TASK INSTRUCTIONS:
Scan the material and copy every line in which "components" appears.

○ ○ ○ ○

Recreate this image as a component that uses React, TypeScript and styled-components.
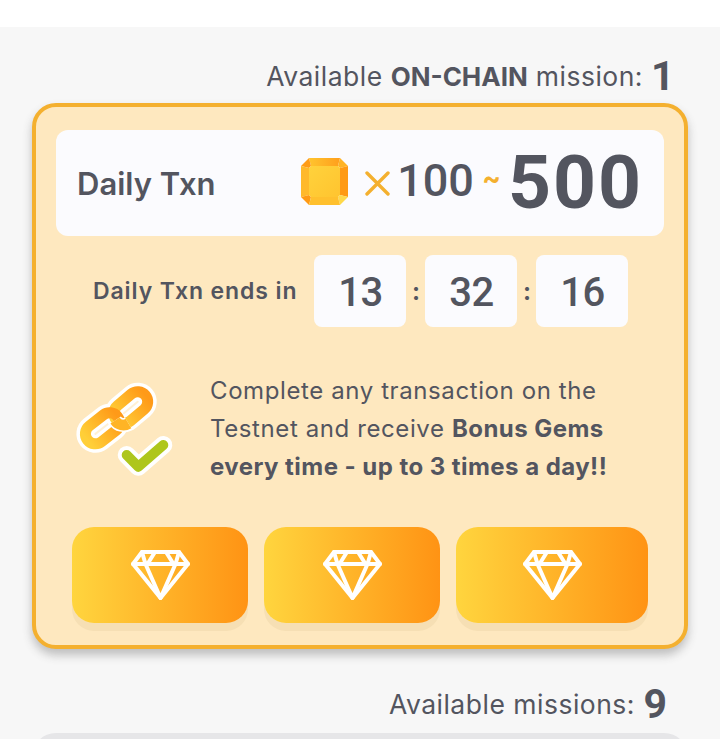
import styled, { createGlobalStyle } from "styled-components";

const GlobalStyle = createGlobalStyle`
  html, body {
    margin: 0;
    padding: 0;
    height: 739px;
    overflow: hidden;
    background: #ffffff;
    font-family: "Inter", "Noto Sans", sans-serif;
    color: #53555f;
  }
`;

const Page = styled.main`
  margin-top: 27px;
  height: 712px;
  overflow: hidden;
  background: #f7f7f7;
  padding: 0 32px;
`;

const CountLine = styled.div<{ $top: number }>`
  display: flex;
  align-items: center;
  justify-content: flex-end;
  gap: 8px;
  height: 40px;
  margin-top: ${(props) => props.$top}px;
  padding-right: 21px;
  font-size: 26.5px;
  letter-spacing: 0.5px;
  b {
    font-size: 26px;
    font-weight: 700;
    letter-spacing: 0;
  }
`;

const CountNumber = styled.span<{ $width: number }>`
  width: ${(props) => props.$width}px;
  text-align: right;
  font-family: "Roboto", sans-serif;
  font-size: 41px;
  font-weight: 700;
  letter-spacing: 0;
`;

const Card = styled.section`
  box-sizing: border-box;
  width: 656px;
  height: 546px;
  margin-top: 7px;
  padding: 23px 20px 0;
  background: #fee8bf;
  border: 4px solid #f4b02f;
  border-radius: 24px;
  box-shadow: 0 6px 10px rgba(60, 60, 60, 0.3);
`;

const RewardPanel = styled.div`
  display: flex;
  align-items: center;
  height: 106px;
  padding: 0 21px;
  background: #fbfbfe;
  border-radius: 12px;
`;

const RewardTitle = styled.h2`
  flex: 1;
  margin: 0;
  font-size: 31px;
  font-weight: 600;
`;

const GemSlot = styled.span`
  display: flex;
  margin-bottom: 4px;
`;

const Multiply = styled.span`
  margin: 0 7px 0 17px;
  display: flex;
`;

const RewardMin = styled.span`
  margin-bottom: 5px;
  font-family: "Roboto", sans-serif;
  font-size: 45px;
  font-weight: 500;
`;

const Tilde = styled.span`
  margin: 0 7px 10px 8px;
  font-size: 28px;
  font-weight: 700;
  color: #f4b02f;
`;

const RewardMax = styled.span`
  margin-bottom: 3px;
  font-family: "Roboto", sans-serif;
  font-size: 75px;
  font-weight: 700;
  letter-spacing: 2px;
`;

const TimerRow = styled.div`
  display: flex;
  align-items: center;
  height: 72px;
  margin-top: 19px;
  padding-left: 37px;
`;

const TimerLabel = styled.span`
  margin-right: 17px;
  font-size: 23px;
  font-weight: 600;
  letter-spacing: 0.9px;
`;

const TimerBox = styled.span`
  display: flex;
  align-items: center;
  justify-content: center;
  box-sizing: border-box;
  width: 92px;
  height: 72px;
  padding-top: 3px;
  background: #fbfbfe;
  border-radius: 8px;
  font-family: "Roboto", sans-serif;
  font-size: 40px;
  font-weight: 500;
  letter-spacing: -0.5px;
`;

const TimerColon = styled.span`
  width: 19px;
  text-align: center;
  font-size: 24px;
  font-weight: 700;
`;

const InfoRow = styled.div`
  display: flex;
  align-items: center;
  height: 120px;
  margin-top: 43px;
  padding-left: 4px;
`;

const InfoIcon = styled.div`
  display: flex;
  width: 150px;
  flex: none;
`;

const InfoText = styled.p`
  margin: 0 0 2px;
  font-size: 24px;
  line-height: 38px;
  letter-spacing: 0.6px;
  white-space: nowrap;
  b {
    font-weight: 700;
    letter-spacing: 0.45px;
  }
`;

const GemButtons = styled.div`
  display: grid;
  grid-template-columns: 176px 176px 192px;
  gap: 16px;
  margin-top: 37px;
  padding-left: 16px;
`;

const GemButton = styled.button`
  display: flex;
  align-items: center;
  justify-content: center;
  height: 96px;
  padding: 0;
  border: none;
  border-radius: 22px;
  background: linear-gradient(90deg, #ffd53e 0%, #ff9314 100%);
  box-shadow: 0 8px 0 #f6dfb4;
`;

const NextList = styled.div`
  width: 656px;
  height: 40px;
  margin-top: 9px;
  background: #e6e6e8;
  border-radius: 24px 24px 0 0;
`;

const SquareGem = () => (
  <svg width="47" height="47" viewBox="0 0 47 47">
    <defs>
      <linearGradient id="gemFace" x1="0" y1="0" x2="1" y2="1">
        <stop offset="0" stopColor="#ffd23c" />
        <stop offset="1" stopColor="#ffc42f" />
      </linearGradient>
      <linearGradient id="gemTop" x1="0" y1="0" x2="1" y2="0">
        <stop offset="0" stopColor="#ffc42e" />
        <stop offset="1" stopColor="#ff9f1c" />
      </linearGradient>
    </defs>
    <polygon points="8,0 39,0 37,8 10,8" fill="url(#gemTop)" />
    <polygon points="8,0 10,8 8,10 0,8" fill="#ff9c18" />
    <polygon points="39,0 47,8 39,10 37,8" fill="#ffb325" />
    <polygon points="47,8 47,39 39,37 39,10" fill="#ff9a14" />
    <polygon points="0,8 8,10 8,37 0,39" fill="#ffb92b" />
    <polygon points="0,39 8,37 10,39 8,47" fill="#ff9a14" />
    <polygon points="47,39 39,47 37,39 39,37" fill="#ffd94a" />
    <polygon points="10,39 37,39 39,47 8,47" fill="#ffc02e" />
    <polygon points="10,8 37,8 39,10 39,37 37,39 10,39 8,37 8,10" fill="url(#gemFace)" />
  </svg>
);

const CrossMark = () => (
  <svg width="25" height="25" viewBox="0 0 25 25">
    <path d="M2 2 L23 23 M23 2 L2 23" stroke="#f4b02f" strokeWidth="3.4" strokeLinecap="round" />
  </svg>
);

const ChainIcon = () => (
  <svg width="130" height="120" viewBox="0 0 130 120">
    <defs>
      <linearGradient id="chainLink" x1="0" y1="0" x2="1" y2="0">
        <stop offset="0" stopColor="#ffcf38" />
        <stop offset="1" stopColor="#ff9a18" />
      </linearGradient>
    </defs>
    <g fill="none" strokeLinecap="round" strokeLinejoin="round">
      <rect x="-19" y="-10" width="38" height="20" rx="10" transform="translate(42.5 58.3) rotate(-38)" stroke="#fff" strokeWidth="18" fill="#fff1d4" />
      <rect x="-19" y="-10" width="38" height="20" rx="10" transform="translate(70.8 37.5) rotate(-40)" stroke="#fff" strokeWidth="18" fill="#fff1d4" />
      <rect x="-19" y="-10" width="38" height="20" rx="10" transform="translate(70.8 37.5) rotate(-40)" stroke="url(#chainLink)" strokeWidth="11" />
      <rect x="-19" y="-10" width="38" height="20" rx="10" transform="translate(42.5 58.3) rotate(-38)" stroke="url(#chainLink)" strokeWidth="11" />
      <path d="M55 50.5 A10 10 0 0 0 68.5 53.5" stroke="#fff" strokeWidth="14" strokeLinecap="butt" />
      <path d="M55 50.5 A10 10 0 0 0 68.5 53.5" stroke="#ffb425" strokeWidth="11" strokeLinecap="butt" />
      <path d="M66.7 85 L78.3 96.7 L103.3 75" stroke="#fff" strokeWidth="18" />
      <path d="M66.7 85 L78.3 96.7 L103.3 75" stroke="#aec61c" strokeWidth="10" />
    </g>
  </svg>
);

const DiamondIcon = () => (
  <svg width="61" height="52" viewBox="0 0 61 52" fill="none" stroke="#fff" strokeWidth="4" strokeLinejoin="round" strokeLinecap="round">
    <path d="M12 3 H49 L58 15 L30.5 49 L3 15 Z" />
    <path d="M3 15 H58 M12 3 L15.5 15 L30.5 49 L45.5 15 L49 3 M25 3 L17.5 15 M36 3 L43.5 15" />
  </svg>
);

const App = () => {
  return (
    <>
      <GlobalStyle />
      <Page>
        <CountLine $top={29}>
          <span>
            Available <b>ON-CHAIN</b> mission:
          </span>
          <CountNumber $width={16}>1</CountNumber>
        </CountLine>
        <Card>
          <RewardPanel>
            <RewardTitle>Daily Txn</RewardTitle>
            <GemSlot>
              <SquareGem />
            </GemSlot>
            <Multiply>
              <CrossMark />
            </Multiply>
            <RewardMin>100</RewardMin>
            <Tilde>~</Tilde>
            <RewardMax>500</RewardMax>
          </RewardPanel>
          <TimerRow>
            <TimerLabel>Daily Txn ends in</TimerLabel>
            <TimerBox>13</TimerBox>
            <TimerColon>:</TimerColon>
            <TimerBox>32</TimerBox>
            <TimerColon>:</TimerColon>
            <TimerBox>16</TimerBox>
          </TimerRow>
          <InfoRow>
            <InfoIcon>
              <ChainIcon />
            </InfoIcon>
            <InfoText>
              Complete any transaction on the
              <br />
              Testnet and receive <b>Bonus Gems</b>
              <br />
              <b>every time - up to 3 times a day!!</b>
            </InfoText>
          </InfoRow>
          <GemButtons>
            <GemButton>
              <DiamondIcon />
            </GemButton>
            <GemButton>
              <DiamondIcon />
            </GemButton>
            <GemButton>
              <DiamondIcon />
            </GemButton>
          </GemButtons>
        </Card>
        <CountLine $top={35}>
          <span>Available missions:</span>
          <CountNumber $width={24}>9</CountNumber>
        </CountLine>
        <NextList />
      </Page>
    </>
  );
};

export default App;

○ ○ ○ ○

SOLUTION:
Recreate this image as a component that uses React, TypeScript and styled-components.
import styled, { createGlobalStyle } from "styled-components";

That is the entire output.